Second, universality. Articulating, matching, and settling the intentions of the participants is simply what coordination systems do. We owe the preconditions of our existence to the OG decentralized coordination system - language - and language operates on the basis of discursive commitments - intents par excellence. In using coordination systems, users seek the ability to express what they want, discover others with whom they can cooperate, and agree on a plan which utilizes their joint capabilities to realize a particular future. Properly articulated, a theory of intents can allow us to describe what systems do from the perspective of a user, as opposed to what they look like from the inside. In this sense, an “intent” is not specific to blockchains. In interacting with the American dollar and legacy financial superstructure, for example, we also have intents, just a much more restricted range of choices. A theory of intents can help us move towards clearly articulating the question of “what do we want our economic system to do”, only with which we can choose a configuration of protocols and culture that best suit our needs. If “duality” corresponds to the soundness of an intent system (a user can express an intent with confidence that the execution of the system will be in fact constrained in the way that the intent describes), then “universality” corresponds to the completeness of the intent system (an intent system allows anything a user might want to express for the purposes of coordination, because the most a user can ever do is express their intent).

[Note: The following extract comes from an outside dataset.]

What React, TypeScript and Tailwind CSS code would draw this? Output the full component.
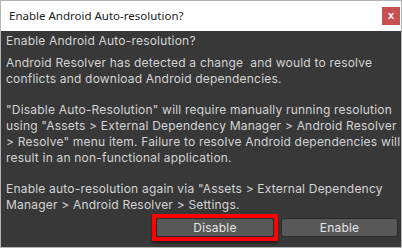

This universality also helps illuminate what protocols, tokens, and language can’t do:
Indeed.
Third, compositionality. If working on distributed systems has taught me one thing, it is that distributed consensus is damn expensive, and distributed consensus on a distributed consensus protocol doubly so. If we had an infinite time horizon, perhaps we’d manage to finally reach agreement on the one true serialization scheme (it is definitely not any of these), but we don’t. As Moxie put it, the ecosystem is moving, and the existential risk we face is not that we’ll fail to develop a correct set of protocols eventually, but rather that we won’t do it in time. Open source and building in public provides the prerequisite context for efficient ecosystem collaboration, but alone it is insufficient, for we still end up with a plethora of protocols which are ever-so-slightly incompatible with each other because they make ever-so-slightly different design assumptions the effects of which ripple downstream. Similar concepts go under many names - modular blockchains, dependency inversion, denotational design - but whatever you call it, intent-centricity as a philosophy of software design offers a way out of this coordination conundrum, because minimalist intent-centric software components compose automatically, without any coordination or even communication necessary on the part of the software designers.
So, duality, universality, compositionality - quite the laundry list - but wait…
What are intents?
Theory time. Let’s start from the top: in the context of our design domain of discrete information systems, what is an intent?
Quintus and Georgios define an intent (informally) as a signed set of declarative constraints which allow a user to outsource transaction creation to a third party without relinquishing full control to the transacting party. I think this definition describes how intents work with existing blockchain infrastructure, which was designed to work with transactions, very well: a third party can create transactions on behalf of the user, and a signed intent can give them the freedom to choose the execution path while still respecting user-defined programmable constraints. However, I do not think it captures the essence of the concept.
I have a confession to make: I’ve used the word “intent” for a long time, but I haven’t been entirely consistent. Initially, it didn’t strike me as a particularly important word - it just seemed like a way to describe why users would bother to use distributed ledgers in the first place. As part of writing this article, I trawled a bit through the history, and the earliest written mention I found was 2018:
Here, “intent” refers to the underlying user preferences, not a precise technical component (intents are “expressed by” orders), and the protocol handles only settement (counterparty discovery is left to “off-chain infrastructure”). Let’s say that the first component is “commitments to preferences”.
After launching Wyvern, I didn’t keep working on intent systems design - at the time, there wasn’t much interest in the Ethereum ecosystem, and I thought blockchain systems would need to facilitate political polycentrism, so I instead went to work on Cosmos and IBC. I also kept tabs on Zcash (earlier, I’d written a block explorer), since it seemed like blockchain systems would also need privacy. I’ve always found it a bit tragic that these three ecosystems have remained so separate - in part, Anoma aims to offer a synthesis, and do our part to help knit the communities together.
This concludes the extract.